In his veto message Governor Steve Bullock warned that
If implemented, SB 235 could force the executive branch to forego its budget priorities in order to fully fund a budget request of the judiciary that has no boundaries or limitations.
According to the latest data from my National Center for State Courts’ colleagues who run the State Court Organization project 29 states either prevent the executive amending the judiciary’s budget request to the legislature or limit the request to comments on the proposal only. (See table below fold)
It is not clear the legislature has the 2/3rds needed to override the veto. While the House passed the bill 70-28 (67 votes needed to override) the Senate passed it by only 28-22 (34 votes needed to override).
What is the executive branch role in the budget request?

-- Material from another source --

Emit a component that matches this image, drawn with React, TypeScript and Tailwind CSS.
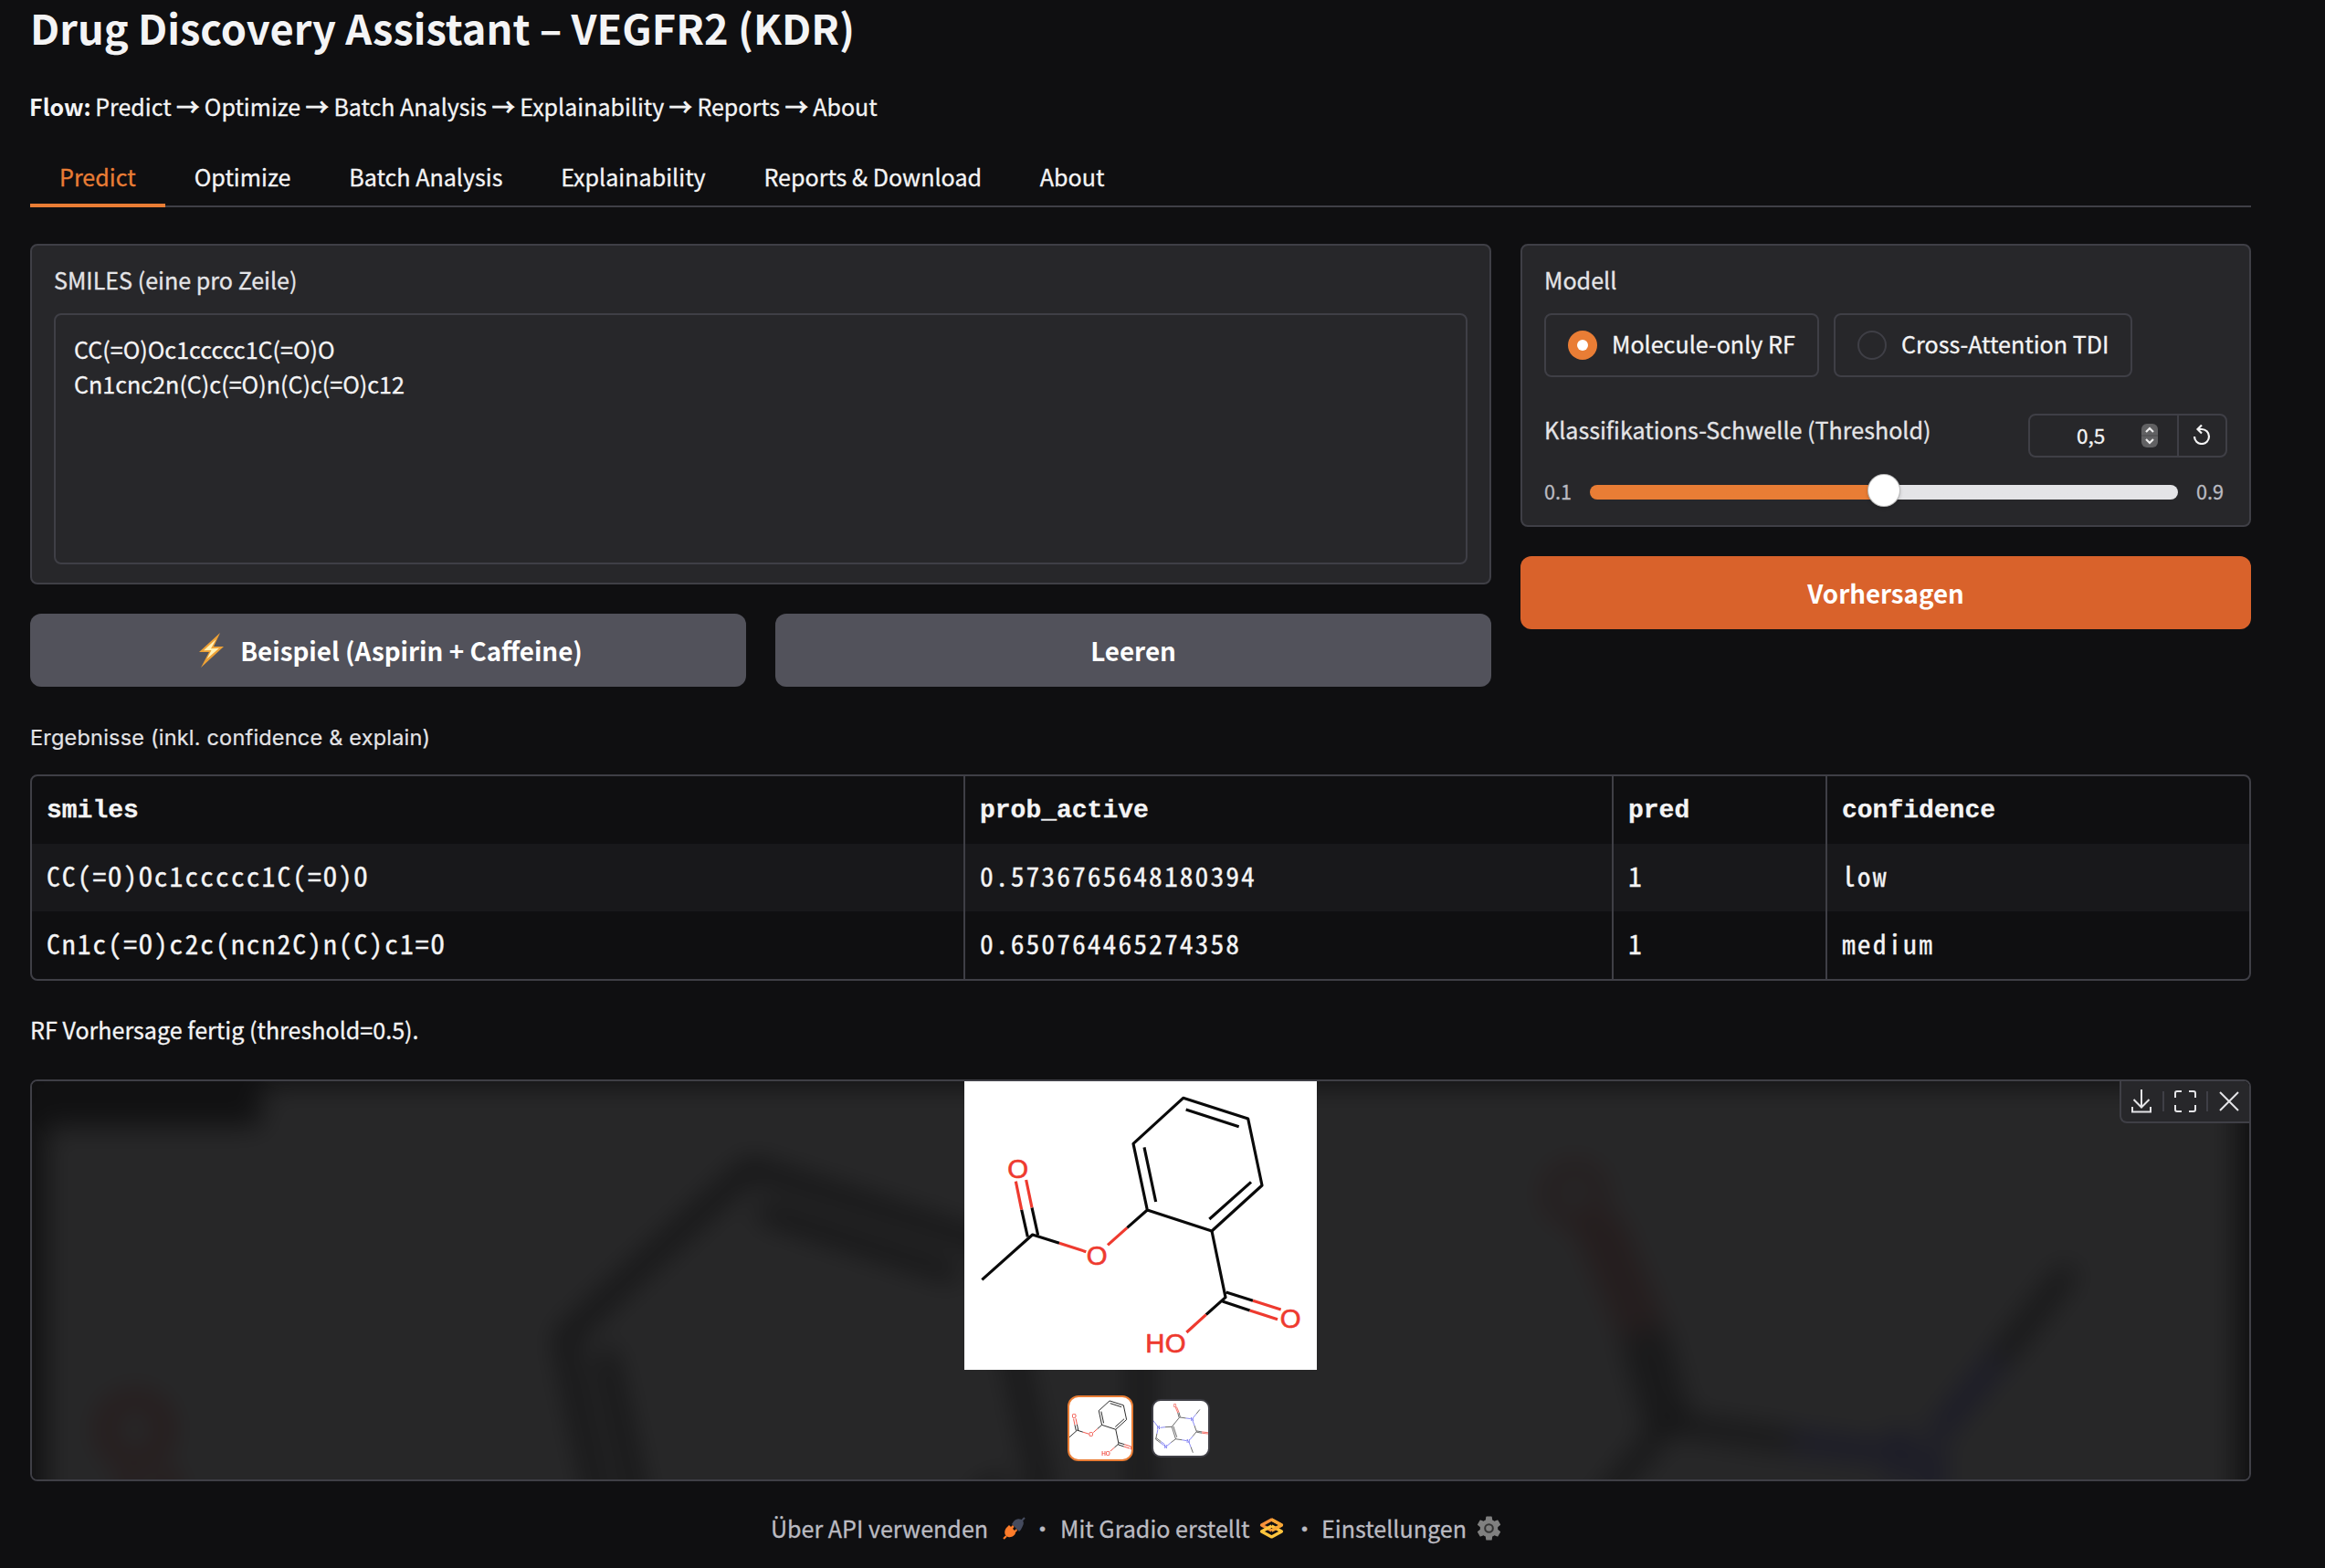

- Can amend (21): Alabama, Delaware, Idaho, Illinois, Indiana, Kentucky, Louisiana, Massachusetts, Michigan, Mississippi, Missouri, Montana, Nebraska, New Jersey, New Mexico, Ohio, Pennsylvania, South Carolina, Tennessee, Virginia, Wisconsin
- Can comment, but not amend (21): Colorado, Connecticut, Florida, Georgia, Hawaii, Iowa, Kansas, Maine, Maryland, Minnesota, Nevada, New Hampshire, New York, North Carolina, North Dakota, Oklahoma, South Dakota, Texas, Utah, Vermont, Washington
- No comments permitted (8): Alaska, Arizona, Arkansas, California, Oregon, Rhode Island, West Virginia, Wyoming
Source: Table 3a S. Strickland, R. Schauffler, R. LaFountain & K. Holt, eds. State Court Organization. Last updated 9 January 2015. National Center for State Courts.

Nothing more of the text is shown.